I want to split a text file into paragraphs, separated by 1 or more empty lines. For example:

# file.txt
"Paragraph1
Some text

Paragraph2
More text

Paragraph3
some more text"

I tried using regex, but I'm not sure if I'm doing it correctly. In the example I'm trying to print the second paragraph only, but I get a list index out of range error. But when I print p[0] it prints the whole text file. What am I doing wrong? Should I use a different regex expression?
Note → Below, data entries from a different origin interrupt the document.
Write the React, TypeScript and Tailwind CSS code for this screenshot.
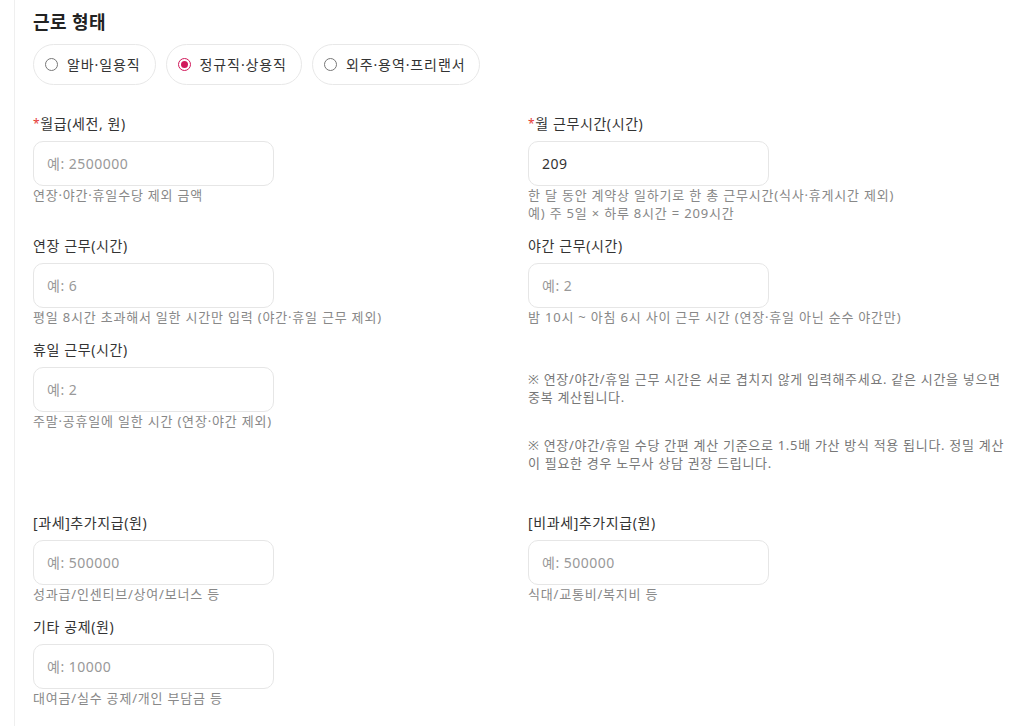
import { useState } from "react";

type Field = {
  label: string;
  required?: boolean;
  placeholder: string;
  value?: string;
  help?: string[];
};

function FieldBox({ field }: { field: Field }) {
  const [value, setValue] = useState(field.value ?? "");
  return (
    <div className="flex flex-col">
      <label className="text-[14px] leading-5 text-[#333] tracking-[0.6px]">
        {field.required && <span className="text-[#e53935] text-[12px] align-top">*</span>}
        {field.label}
      </label>
      <input
        type="text"
        value={value}
        onChange={(e) => setValue(e.target.value)}
        placeholder={field.placeholder}
        className="mt-[7px] w-[241px] h-[45px] rounded-[10px] border border-[#e6e6e6] bg-white px-[13px] text-[14px] tracking-[0.5px] text-[#333] placeholder:text-[#999] outline-none"
      />
      {field.help && (
        <div className="text-[13px] leading-[18px] tracking-[0.8px] text-[#888]">
          {field.help.map((h) => (
            <p key={h}>{h}</p>
          ))}
        </div>
      )}
    </div>
  );
}

const types = ["알바·일용직", "정규직·상용직", "외주·용역·프리랜서"];

export default function App() {
  const [type, setType] = useState("정규직·상용직");

  return (
    <div
      className="min-h-screen bg-white pl-[14px]"
      style={{ fontFamily: '"Noto Sans", "Noto Sans CJK KR", sans-serif' }}
    >
      <div className="min-h-[726px] border-l border-[#efefef] pl-[18px] pr-4 pt-[10px] pb-6">
        <h2 className="text-[18px] leading-6 font-bold tracking-[0.4px] text-[#222]">근로 형태</h2>

        <div className="mt-[10px] flex gap-[10px]">
          {types.map((t) => {
            const active = t === type;
            return (
              <button
                key={t}
                onClick={() => setType(t)}
                className="flex h-[41px] items-center gap-[9px] rounded-full border border-[#e8e8e8] bg-white pl-[11px] pr-[14px] text-[14px] tracking-[0.9px] text-[#333]"
              >
                <span
                  className={
                    active
                      ? "flex h-[13px] w-[13px] items-center justify-center rounded-full border-[1.5px] border-[#d1185a]"
                      : "h-[13px] w-[13px] rounded-full border-[1.5px] border-[#777]"
                  }
                >
                  {active && <span className="h-[7px] w-[7px] rounded-full bg-[#d1185a]" />}
                </span>
                {t}
              </button>
            );
          })}
        </div>

        <div className="mt-[29px] grid grid-cols-[475px_1fr] gap-x-5 gap-y-[14px]">
          <FieldBox field={{ label: "월급(세전, 원)", required: true, placeholder: "예: 2500000", help: ["연장·야간·휴일수당 제외 금액"] }} />
          <FieldBox
            field={{
              label: "월 근무시간(시간)",
              required: true,
              placeholder: "예: 209",
              value: "209",
              help: ["한 달 동안 계약상 일하기로 한 총 근무시간(식사·휴게시간 제외)", "예) 주 5일 × 하루 8시간 = 209시간"],
            }}
          />
          <FieldBox field={{ label: "연장 근무(시간)", placeholder: "예: 6", help: ["평일 8시간 초과해서 일한 시간만 입력 (야간·휴일 근무 제외)"] }} />
          <FieldBox field={{ label: "야간 근무(시간)", placeholder: "예: 2", help: ["밤 10시 ~ 아침 6시 사이 근무 시간 (연장·휴일 아닌 순수 야간만)"] }} />
          <FieldBox field={{ label: "휴일 근무(시간)", placeholder: "예: 2", help: ["주말·공휴일에 일한 시간 (연장·야간 제외)"] }} />
          <div className="pt-[30px] text-[13px] leading-[18px] tracking-[0.7px] text-[#777] flex flex-col gap-[30px]">
            <p>※ 연장/야간/휴일 근무 시간은 서로 겹치지 않게 입력해주세요. 같은 시간을 넣으면 중복 계산됩니다.</p>
            <p>※ 연장/야간/휴일 수당 간편 계산 기준으로 1.5배 가산 방식 적용 됩니다. 정밀 계산이 필요한 경우 노무사 상담 권장 드립니다.</p>
          </div>
        </div>

        <div className="mt-[41px] grid grid-cols-[475px_1fr] gap-x-5 gap-y-[14px]">
          <FieldBox field={{ label: "[과세]추가지급(원)", placeholder: "예: 500000", help: ["성과급/인센티브/상여/보너스 등"] }} />
          <FieldBox field={{ label: "[비과세]추가지급(원)", placeholder: "예: 500000", help: ["식대/교통비/복지비 등"] }} />
          <FieldBox field={{ label: "기타 공제(원)", placeholder: "예: 10000", help: ["대여금/실수 공제/개인 부담금 등"] }} />
        </div>
      </div>
    </div>
  );
}
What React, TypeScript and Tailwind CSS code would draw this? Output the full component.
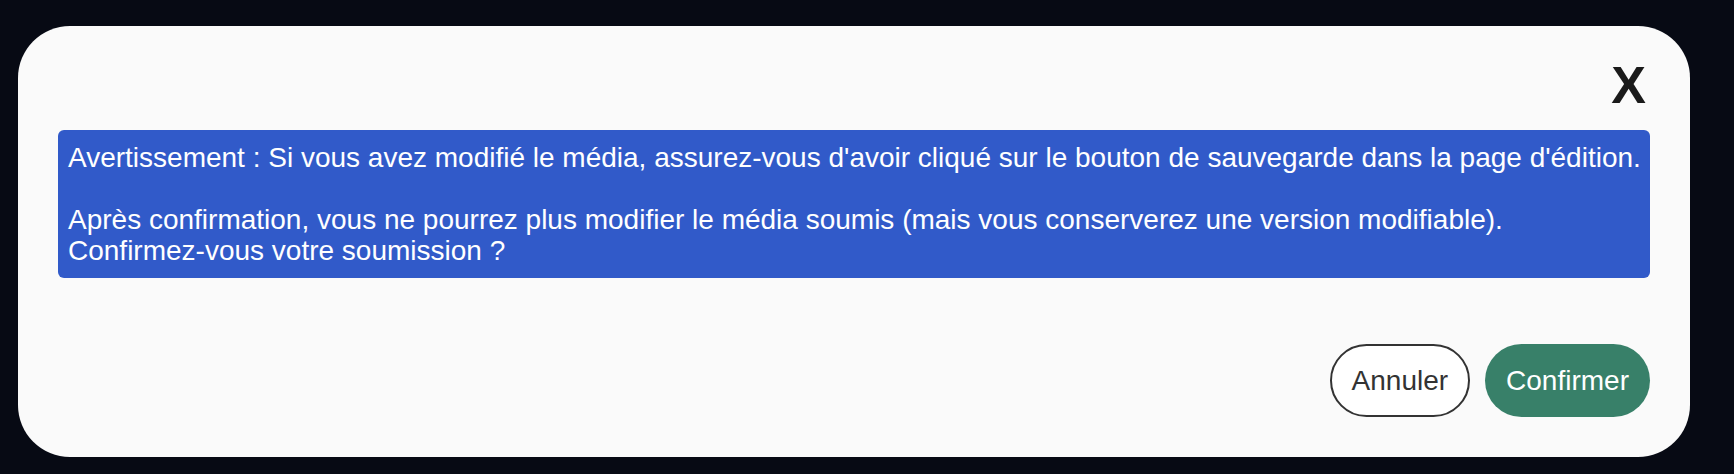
export default function App() {
  return (
    <div
      className="min-h-[474px] w-full bg-[#070a14] pl-[18px] pt-[26px] pb-[19px]"
      style={{ fontFamily: '"Liberation Sans", Arial, Helvetica, sans-serif' }}
    >
      <div className="flex w-[1672px] flex-col rounded-[52px] bg-[#fafafa] px-[40px] pb-[40px]">
        {/* close */}
        <div className="flex h-[104px] items-end justify-end pb-[19px]">
          <button className="mr-[4px] text-[52px] leading-none font-bold text-[#1a1a1a]">X</button>
        </div>

        {/* warning */}
        <div className="overflow-hidden whitespace-pre rounded-[6px] bg-[#315ac9] py-[12px] pl-[10px] pr-[4px] text-[28px] leading-[31px] text-white">
          {
            "Avertissement : Si vous avez modifié le média, assurez-vous d'avoir cliqué sur le bouton de sauvegarde dans la page d'édition.\n\nAprès confirmation, vous ne pourrez plus modifier le média soumis (mais vous conserverez une version modifiable).\nConfirmez-vous votre soumission ?"
          }
        </div>

        {/* actions */}
        <div className="mt-[66px] flex justify-end gap-[15px]">
          <button className="flex h-[73px] items-center rounded-full border-2 border-[#333333] bg-white px-[20px] text-[28px] text-[#333333]">
            Annuler
          </button>
          <button className="flex h-[73px] items-center rounded-full bg-[#388069] px-[21px] text-[28px] text-white">
            Confirmer
          </button>
        </div>
      </div>
    </div>
  )
}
Or other methods to split the file into paragraphs?

with open(file) as f:
    text = f.read()

p = text.split("[\r\n]+")
print(p[1])
nrse_i
  • 17
  • 5

3 Answers3

0

You have an error because you didn't split your text (and so, don't have a second element), instead you could use this separator:

p = text.split("\n\n")
0

Use re.split()

>>> import re
>>> re.split(r'[\r\n][\r\n]+', text)
['Paragraph1\nSome text', 'Pragraph2\nMore text', 'Paragraph3\nsome more text']
Prem Anand
  • 2,469
  • 16
  • 16
0

Try adding a single space in the texts using the below.

import re

fin = open("data.txt", "rt") fout = open("out.txt", "wt")

for line in fin: fout.write(re.sub('\s+',' ',line))

fin.close() fout.close()